“La compagnia Teatro Arte-Azione organizza corsi di recitazione…”. Quasi non ci sarebbe bisogno di pubblicità, per una scuola che a Pescara è già ben conosciuta. Gli allievi non mancano, soprattutto per il nome del titolare: Francesco Mazzullo è nato a Catania e ha soltanto 26 anni, ma può vantare un curriculum che farebbe invidia a qualsiasi aspirante attore della sua età. L’esordio a 15 anni, al Teatro Stabile di Catania, con la commedia “Tutti per uno”, per la regia di Peppe Nicolosi. Poi le esperienze con Enrico Maria Salerno, Turi Ferro, e un salto nel varietà con Pippo Baudo. Decine di spettacoli, trasmissioni su emittenti locali da conduttore, stages di specializzazione per l’insegnamento della recitazione. Sposato con Annarita, una scenografa che lavora con lui nella scuola, è padre di una bambina di sei anni. I suoi contatti con la Rai stanno per concretizzarsi: è questione di qualche giorno, poi dovrebbe finalmente arrivare quel contratto che sta aspettando. E che invece non firmerà mai.
“La mia Valentina è poco socievole, ha bisogno di comunicare, forse voi potete aiutarla”. Sembra convinta, la madre di questa sedicenne che a Mazzullo appare subito impacciata, timida, introversa: l’iscrizione alla scuola di teatro risolverà tutti i problemi della figlia. Per farle coraggio, poi, ha spinto un’amica della ragazza a frequentare anche lei i corsi di recitazione. Si comincia da subito. Un’ultima formalità: la firma di un impegno a versare ratealmente la quota di adesione.
Valentina e la sua amica parteciperanno solo a tre lezioni.
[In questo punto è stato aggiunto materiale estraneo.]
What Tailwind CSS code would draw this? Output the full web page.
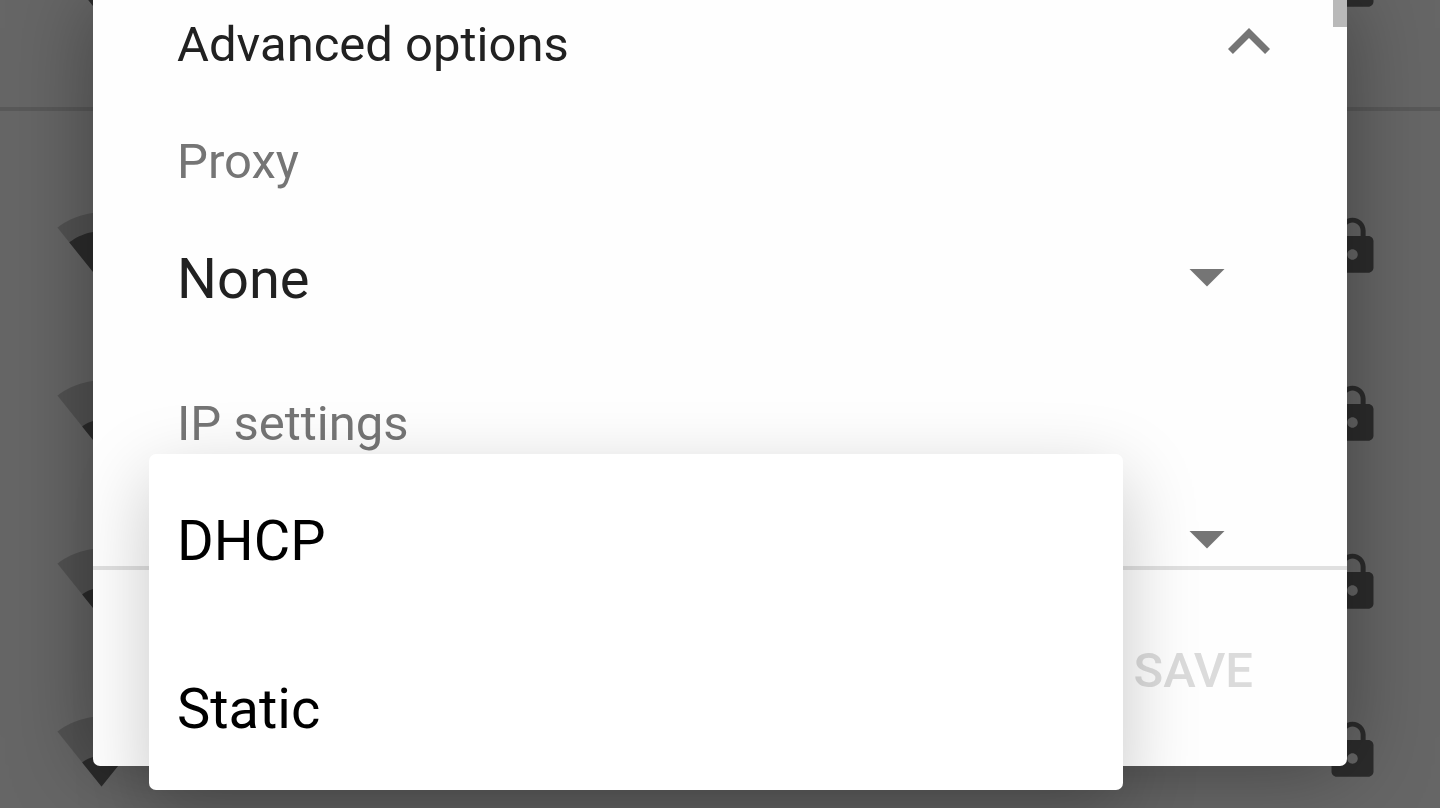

A partire da novembre, infatti, i loro colleghi non le vedranno più. “Forse non hanno legato con gli altri allievi – pensa Mazzullo – o forse è questione di soldi”. Nel contratto di iscrizione alla scuola è inserita una clausola secondo cui se non si rispetta la scadenza di una rata, l’aspirante attore è tenuto a versare subito l’intero importo dovuto. Nulla di insolito, solo una prassi seguita da gran parte delle scuole per coprire le spese relative al materiale didattico.
La conferma che le due ragazze non intendano più rispettare gli impegni arriva dalla necessità di ricorrere a un decreto ingiuntivo. Dopo otto mesi e diversi solleciti, Francesco Mazzullo è costretto a rivolgersi al suo avvocato per cercare di ottenere il denaro dovuto. Ma non è sufficiente.
Luglio ’86, due uomini si presentano alla segreteria della scuola. Nuove iscrizioni in vista? Tutt’altro. “Ci deve seguire in questura, il dirigente della squadra mobile le deve parlare”. Motivo? “C’è una denuncia nei suoi confronti, intanto ci consegni i registri dei suoi iscritti”. Prima di riuscire a capirci qualcosa, Mazzullo deve sottoporsi alle foto segnaletiche e alla rilevazione delle impronte digitali. Poi, finalmente, conosce l’accusa: atti di libidine nei confronti di una minorenne. Qualcuno lo ha denunciato: i genitori di Valentina. Dicono che la figlia ha raccontato dettagliatamente i rapporti cui il suo insegnante l’avrebbe costretta, in un’aula della scuola. Inutile cercare di difendersi, la tesi della macchinazione per non pagare la retta del corso non viene neanche presa in considerazione.
Mazzullo torna a casa, è incensurato e il magistrato non ha ancora formalizzato l’imputazione. Lo farà tre mesi più tardi e il mandato di cattura parlerà di “atti di libidine violenta”. Quaranta giorni agli arresti domiciliari, mentre quotidiani e telegiornali gridano al “mostro”. Le conseguenze sono pesanti: Mazzullo è costretto a sciogliere la compagnia teatrale e a chiudere la scuola. Quasi tutti gli amici si allontanano, non basta la recente nascita del secondogenito Flavio a impedire che la moglie lo abbandoni.
L’attesa per la sentenza di primo grado dura quattro anni. Per il Tribunale di Pescara l’attore è colpevole e va condannato a un anno e quattro mesi di prigione, ma il fatto di non avere precedenti gli consente di beneficiare della sospensione condizionale della pena. Il secondo capitolo della vicenda si chiude in appello a L’Aquila, nel maggio del ’93, con la conferma della condanna. L’ultima speranza prende corpo a Roma: la Cassazione dispone l’annullamento del verdetto e rinvia ai giudici di appello della capitale il nuovo giudizio. Dieci anni dopo, il racconto della ragazza si dimostra completamente falso. Frutto della fantasia di una sedicenne.